01 Our commitment
Accessibility isn't a checkbox we tick once. Roughly one in six people lives with a disability, and many more rely on assistive technology situationally — a broken mouse, bright sun on a phone screen, a noisy room. If our site doesn't work for them, it doesn't work.
So we treat accessibility as part of shipping, not a pass we do at the end. New pages and components are built against the same bar described below, and we gate every change in CI so regressions get caught before they reach you.
02 The standard we target
We build loudcrowd.com to meet the Web Content Accessibility Guidelines (WCAG) 2.1, Level AA. That's the standard most accessibility law points at — including the Americans with Disabilities Act in the US and EN 301 549 in the EU.

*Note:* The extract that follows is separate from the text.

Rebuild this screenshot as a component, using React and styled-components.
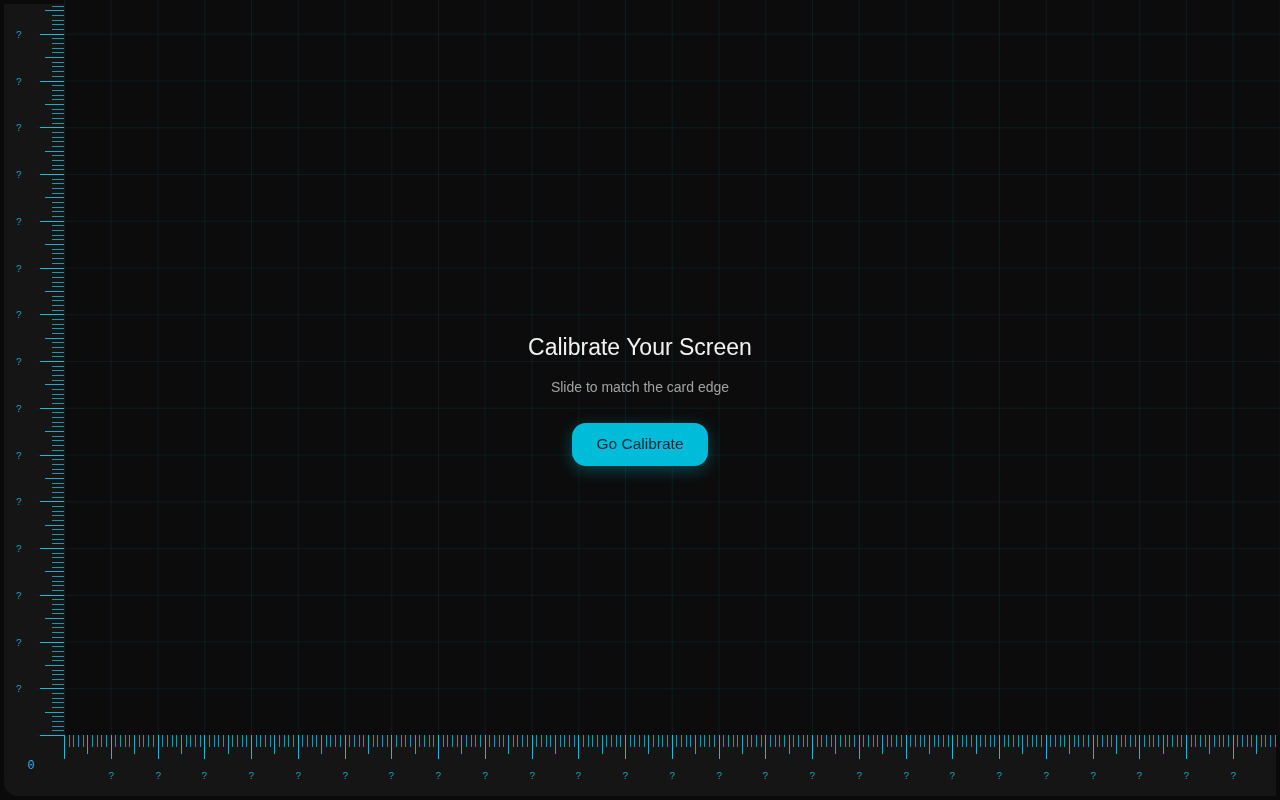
import styled, { createGlobalStyle } from "styled-components";

const MM = 4.675;
const CM = MM * 10;
const CYAN = "#22b4d0";

const tickColor = {
  major: "#1fbadb",
  mid: "#22a9c6",
  minor: "#1f94ad",
};

const GlobalStyle = createGlobalStyle`
  html, body {
    margin: 0;
    padding: 0;
    background: #0a0a0a;
    font-family: "Liberation Sans", Arial, sans-serif;
    overflow: hidden;
  }
`;

const Frame = styled.div`
  display: grid;
  grid-template-columns: 64px 1fr;
  grid-template-rows: 735px 1fr;
  width: 100vw;
  height: 100vh;
  background: #0a0a0a;
`;

const VRuler = styled.div`
  margin: 4px 0 0 4px;
  background: #151515;
  position: relative;
  overflow: visible;
  z-index: 1;
`;

const HRuler = styled.div`
  margin: 0 4px 4px 0;
  background: #151515;
  position: relative;
  overflow: visible;
`;

const Corner = styled.div`
  margin: 0 0 4px 4px;
  background: #151515;
  border-bottom-left-radius: 14px;
  display: flex;
  align-items: center;
  justify-content: center;
  padding-right: 6px;
  color: ${CYAN};
  font-family: "Liberation Mono", "DejaVu Sans Mono", monospace;
  font-size: 12px;
`;

const Canvas = styled.div`
  background-color: #0c0c0c;
  background-image:
    linear-gradient(to right, rgba(0, 188, 212, 0.09) 1px, transparent 1px),
    linear-gradient(to bottom, rgba(0, 188, 212, 0.09) 1px, transparent 1px);
  background-size: ${CM}px ${CM}px;
  background-position: 0 33.75px;
`;

const TickSvg = styled.svg`
  position: absolute;
  inset: 0;
  width: 100%;
  height: 100%;
  overflow: visible;
`;

const Tick = styled.line`
  stroke: ${(p) => tickColor[p.$kind]};
  stroke-width: 1;
`;

const Label = styled.text`
  fill: ${CYAN};
  opacity: 0.85;
  font-family: "Liberation Mono", "DejaVu Sans Mono", monospace;
  font-size: 10px;
`;

const Overlay = styled.div`
  position: fixed;
  inset: 0;
  display: flex;
  flex-direction: column;
  align-items: center;
  justify-content: center;
  pointer-events: none;
`;

const Title = styled.h1`
  margin: 0;
  font-size: 23px;
  font-weight: 400;
  line-height: 1.2;
  color: #f2f2f2;
`;

const Subtitle = styled.p`
  margin: 17px 0 0;
  font-size: 14px;
  line-height: 1.2;
  color: #a3a3a3;
`;

const CalibrateButton = styled.button`
  pointer-events: auto;
  margin-top: 27px;
  height: 43px;
  padding: 0 24px;
  border: none;
  border-radius: 14px;
  background: #00bcd9;
  color: #0c2a38;
  font-family: "Liberation Sans", Arial, sans-serif;
  font-size: 15.5px;
  cursor: pointer;
  box-shadow: 0 4px 16px rgba(0, 188, 212, 0.35);
`;

const kindOf = (i) => (i % 10 === 0 ? "major" : i % 5 === 0 ? "mid" : "minor");
const lengthOf = { major: 24, mid: 19, minor: 12 };

function VerticalTicks() {
  const base = 731;
  const count = Math.floor(base / MM);
  const ticks = [];
  for (let i = 0; i <= count; i++) {
    const y = Math.round(base - i * MM) + 0.5;
    const kind = kindOf(i);
    ticks.push(<Tick key={i} $kind={kind} x1={60 - lengthOf[kind]} x2={60} y1={y} y2={y} />);
    if (kind === "major" && i > 0) {
      ticks.push(
        <Label key={"l" + i} x={15} y={y + 1} textAnchor="middle" dominantBaseline="middle">?</Label>
      );
    }
  }
  return <TickSvg>{ticks}</TickSvg>;
}

function HorizontalTicks() {
  const width = 1212;
  const count = Math.floor(width / MM);
  const ticks = [];
  for (let i = 0; i <= count; i++) {
    const x = Math.round(i * MM) + 0.5;
    const kind = kindOf(i);
    ticks.push(<Tick key={i} $kind={kind} x1={x} x2={x} y1={0} y2={lengthOf[kind]} />);
    if (kind === "major" && i > 0) {
      ticks.push(
        <Label key={"l" + i} x={x} y={41} textAnchor="middle" dominantBaseline="middle">?</Label>
      );
    }
  }
  return <TickSvg>{ticks}</TickSvg>;
}

export default function App() {
  return (
    <>
      <GlobalStyle />
      <Frame>
        <VRuler>
          <VerticalTicks />
        </VRuler>
        <Canvas />
        <Corner>0</Corner>
        <HRuler>
          <HorizontalTicks />
        </HRuler>
      </Frame>
      <Overlay>
        <Title>Calibrate Your Screen</Title>
        <Subtitle>Slide to match the card edge</Subtitle>
        <CalibrateButton>Go Calibrate</CalibrateButton>
      </Overlay>
    </>
  );
}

In practice that means text you can read at AA contrast, every interactive element reachable and operable from the keyboard, a visible focus indicator wherever you land, a skip-to-content link past the navigation, content structured with real headings and landmarks, images that carry alternative text, and form fields that announce their labels.
03 Conformance status
loudcrowd.com partially conforms to WCAG 2.1 Level AA. "Partially conforms" means most of the site meets the standard, but some content does not yet fully meet every success criterion — see the known limitations below.
This status reflects our own automated and manual testing, not a formal third-party audit. We run automated checks on every code change and do manual keyboard and screen-reader passes on key templates. We'll commission an independent audit and update this claim when it's complete.
04 Known limitations
We'd rather be honest about the gaps than pretend they don't exist. Here's what we know isn't perfect yet, and what we're doing about it:
- Motion and animation. A few hero and product sections use motion to demo the product. We honor your operating system's "reduce motion" setting, but a small number of decorative animations may still play. We're auditing each one.
- Third-party embeds. Some pages embed content we don't control — scheduling widgets, video players, and the like. Their accessibility depends on the vendor. We pick accessible vendors where we can and report issues upstream where we can't.
- Older content. A handful of long-lived pages predate our current component library. We're migrating them to the accessible templates, but a few may temporarily fall short of AA.
05 What we do to keep it accessible
Accessibility decays if nobody guards it. So we wired the guardrails into the build:
- Every pull request runs an automated color-contrast check and a broader accessibility scan (alt text, form labels, ARIA validity, landmark and heading structure, link names). A new violation fails the build.
- We design components against WCAG 2.1 AA from the start — keyboard operability, visible focus, and semantic structure are part of the spec, not a retrofit.
- We do manual keyboard and screen-reader passes on key templates before they ship.
06 Tell us about a barrier
If something on loudcrowd.com blocks you, we want to hear it — that's how we find the gaps our testing missed. Email accessibility@loudcrowd.com and tell us:
- the page or feature where you hit the problem (a URL helps);
- what you were trying to do and what blocked you;
- the browser, operating system, and any assistive technology you were using, if you know it.
We aim to acknowledge accessibility reports within 5 business days and will work with you on a fix or a usable alternative while we resolve the underlying issue.
07 If we don't fix it
If you contact us about an accessibility barrier and aren't satisfied with our response, you have the right to escalate. In the United States you can file a complaint with the U.S. Department of Justice under the ADA. Readers in other jurisdictions may have equivalent national enforcement bodies.